Print the listing as it stands, omitting all images.
** Start of Information provided **
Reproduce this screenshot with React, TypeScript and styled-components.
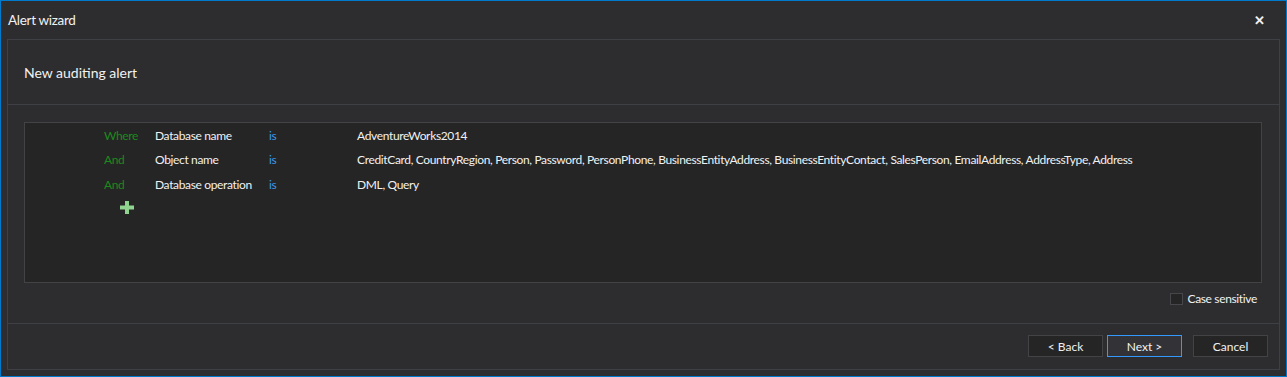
import React from "react";
import styled, { createGlobalStyle } from "styled-components";

const Global = createGlobalStyle`
  html, body { margin: 0; padding: 0; background: #2d2d30; }
  body { font-family: "Segoe UI", Lato, "Open Sans", sans-serif; }
`;

const Window = styled.div`
  width: 1287px;
  height: 377px;
  box-sizing: border-box;
  border: 1px solid #007acc;
  background: #2d2d30;
  color: #f1f1f1;
  display: flex;
  flex-direction: column;
`;

const TitleBar = styled.div`
  height: 38px;
  display: flex;
  align-items: center;
  justify-content: space-between;
  padding: 0 21px 0 7px;
  font-size: 13.5px;
  letter-spacing: -0.3px;
`;

const Close = styled.span`
  font-size: 13px;
  font-weight: bold;
`;

const Panel = styled.div`
  flex: 1;
  margin: 0 6px 6px 6px;
  border: 1px solid #3f3f46;
  display: flex;
  flex-direction: column;
`;

const Header = styled.div`
  height: 64px;
  display: flex;
  align-items: center;
  padding-left: 16px;
  font-size: 14px;
  border-bottom: 1px solid #3f3f46;
`;

const Body = styled.div`
  padding: 17px 17px 0 16px;
  display: flex;
  flex-direction: column;
`;

const Conditions = styled.div`
  height: 161px;
  box-sizing: border-box;
  background: #252526;
  border: 1px solid #434346;
  padding: 0 0 0 79px;
  font-size: 12px;
  letter-spacing: -0.35px;
`;

const Row = styled.div`
  display: grid;
  grid-template-columns: 51px 114px 88px 1fr;
  height: 24.5px;
  align-items: center;
`;

const Conj = styled.span`
  color: #1c8a1c;
`;

const Op = styled.span`
  color: #3c9ae8;
`;

const Add = styled.div`
  padding: 1px 0 0 16px;
  height: 20px;
  display: flex;
  align-items: center;
`;

const Options = styled.div`
  display: flex;
  justify-content: flex-end;
  align-items: center;
  gap: 4px;
  height: 31px;
  padding-right: 5px;
  font-size: 12px;
  letter-spacing: -0.35px;
`;

const Box = styled.span`
  width: 11px;
  height: 10px;
  border: 1px solid #46464b;
  background: #252526;
`;

const Footer = styled.div`
  margin-top: 9px;
  border-top: 1px solid #3f3f46;
  flex: 1;
  display: flex;
  justify-content: flex-end;
  align-items: flex-start;
  padding: 11px 11px 0 0;
  gap: 4px;
`;

const Button = styled.button<{ $primary?: boolean; $gap?: number }>`
  width: 75px;
  height: 22px;
  box-sizing: border-box;
  margin-left: ${(p) => p.$gap ?? 0}px;
  background: ${(p) => (p.$primary ? "#333337" : "#252526")};
  border: 1px solid ${(p) => (p.$primary ? "#3399ff" : "#434346")};
  color: #f1f1f1;
  font-family: inherit;
  font-size: 12px;
  padding: 0;
`;

const rows = [
  ["Where", "Database name", "AdventureWorks2014"],
  [
    "And",
    "Object name",
    "CreditCard, CountryRegion, Person, Password, PersonPhone, BusinessEntityAddress, BusinessEntityContact, SalesPerson, EmailAddress, AddressType, Address",
  ],
  ["And", "Database operation", "DML, Query"],
];

export default function App() {
  return (
    <>
      <Global />
      <Window>
        <TitleBar>
          <span>Alert wizard</span>
          <Close>✕</Close>
        </TitleBar>
        <Panel>
          <Header>New auditing alert</Header>
          <Body>
            <Conditions>
              {rows.map(([c, f, v], i) => (
                <Row key={i}>
                  <Conj>{c}</Conj>
                  <span>{f}</span>
                  <Op>is</Op>
                  <span>{v}</span>
                </Row>
              ))}
              <Add>
                <svg width="14" height="13" viewBox="0 0 14 13">
                  <path d="M5 0h4v4.5h5v4H9V13H5V8.5H0v-4h5z" fill="#8fd48f" />
                </svg>
              </Add>
            </Conditions>
            <Options>
              <Box />
              <span>Case sensitive</span>
            </Options>
          </Body>
          <Footer>
            <Button>&lt; Back</Button>
            <Button $primary>Next &gt;</Button>
            <Button $gap={7}>Cancel</Button>
          </Footer>
        </Panel>
      </Window>
    </>
  );
}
** End of Information provided **
▸ **Final result**
Reproduce this screenshot with React, TypeScript and styled-components.
import React from "react";
import styled, { createGlobalStyle } from "styled-components";

const Global = createGlobalStyle`
  html, body { margin: 0; padding: 0; background: #2d2d30; }
  body { font-family: "Segoe UI", Lato, "Open Sans", sans-serif; }
`;

const Window = styled.div`
  width: 1287px;
  height: 377px;
  box-sizing: border-box;
  border: 1px solid #007acc;
  background: #2d2d30;
  color: #f1f1f1;
  display: flex;
  flex-direction: column;
`;

const TitleBar = styled.div`
  height: 38px;
  display: flex;
  align-items: center;
  justify-content: space-between;
  padding: 0 21px 0 7px;
  font-size: 13.5px;
  letter-spacing: -0.3px;
`;

const Close = styled.span`
  font-size: 13px;
  font-weight: bold;
`;

const Panel = styled.div`
  flex: 1;
  margin: 0 6px 6px 6px;
  border: 1px solid #3f3f46;
  display: flex;
  flex-direction: column;
`;

const Header = styled.div`
  height: 64px;
  display: flex;
  align-items: center;
  padding-left: 16px;
  font-size: 14px;
  border-bottom: 1px solid #3f3f46;
`;

const Body = styled.div`
  padding: 17px 17px 0 16px;
  display: flex;
  flex-direction: column;
`;

const Conditions = styled.div`
  height: 161px;
  box-sizing: border-box;
  background: #252526;
  border: 1px solid #434346;
  padding: 0 0 0 79px;
  font-size: 12px;
  letter-spacing: -0.35px;
`;

const Row = styled.div`
  display: grid;
  grid-template-columns: 51px 114px 88px 1fr;
  height: 24.5px;
  align-items: center;
`;

const Conj = styled.span`
  color: #1c8a1c;
`;

const Op = styled.span`
  color: #3c9ae8;
`;

const Add = styled.div`
  padding: 1px 0 0 16px;
  height: 20px;
  display: flex;
  align-items: center;
`;

const Options = styled.div`
  display: flex;
  justify-content: flex-end;
  align-items: center;
  gap: 4px;
  height: 31px;
  padding-right: 5px;
  font-size: 12px;
  letter-spacing: -0.35px;
`;

const Box = styled.span`
  width: 11px;
  height: 10px;
  border: 1px solid #46464b;
  background: #252526;
`;

const Footer = styled.div`
  margin-top: 9px;
  border-top: 1px solid #3f3f46;
  flex: 1;
  display: flex;
  justify-content: flex-end;
  align-items: flex-start;
  padding: 11px 11px 0 0;
  gap: 4px;
`;

const Button = styled.button<{ $primary?: boolean; $gap?: number }>`
  width: 75px;
  height: 22px;
  box-sizing: border-box;
  margin-left: ${(p) => p.$gap ?? 0}px;
  background: ${(p) => (p.$primary ? "#333337" : "#252526")};
  border: 1px solid ${(p) => (p.$primary ? "#3399ff" : "#434346")};
  color: #f1f1f1;
  font-family: inherit;
  font-size: 12px;
  padding: 0;
`;

const rows = [
  ["Where", "Database name", "AdventureWorks2014"],
  [
    "And",
    "Object name",
    "CreditCard, CountryRegion, Person, Password, PersonPhone, BusinessEntityAddress, BusinessEntityContact, SalesPerson, EmailAddress, AddressType, Address",
  ],
  ["And", "Database operation", "DML, Query"],
];

export default function App() {
  return (
    <>
      <Global />
      <Window>
        <TitleBar>
          <span>Alert wizard</span>
          <Close>✕</Close>
        </TitleBar>
        <Panel>
          <Header>New auditing alert</Header>
          <Body>
            <Conditions>
              {rows.map(([c, f, v], i) => (
                <Row key={i}>
                  <Conj>{c}</Conj>
                  <span>{f}</span>
                  <Op>is</Op>
                  <span>{v}</span>
                </Row>
              ))}
              <Add>
                <svg width="14" height="13" viewBox="0 0 14 13">
                  <path d="M5 0h4v4.5h5v4H9V13H5V8.5H0v-4h5z" fill="#8fd48f" />
                </svg>
              </Add>
            </Conditions>
            <Options>
              <Box />
              <span>Case sensitive</span>
            </Options>
          </Body>
          <Footer>
            <Button>&lt; Back</Button>
            <Button $primary>Next &gt;</Button>
            <Button $gap={7}>Cancel</Button>
          </Footer>
        </Panel>
      </Window>
    </>
  );
}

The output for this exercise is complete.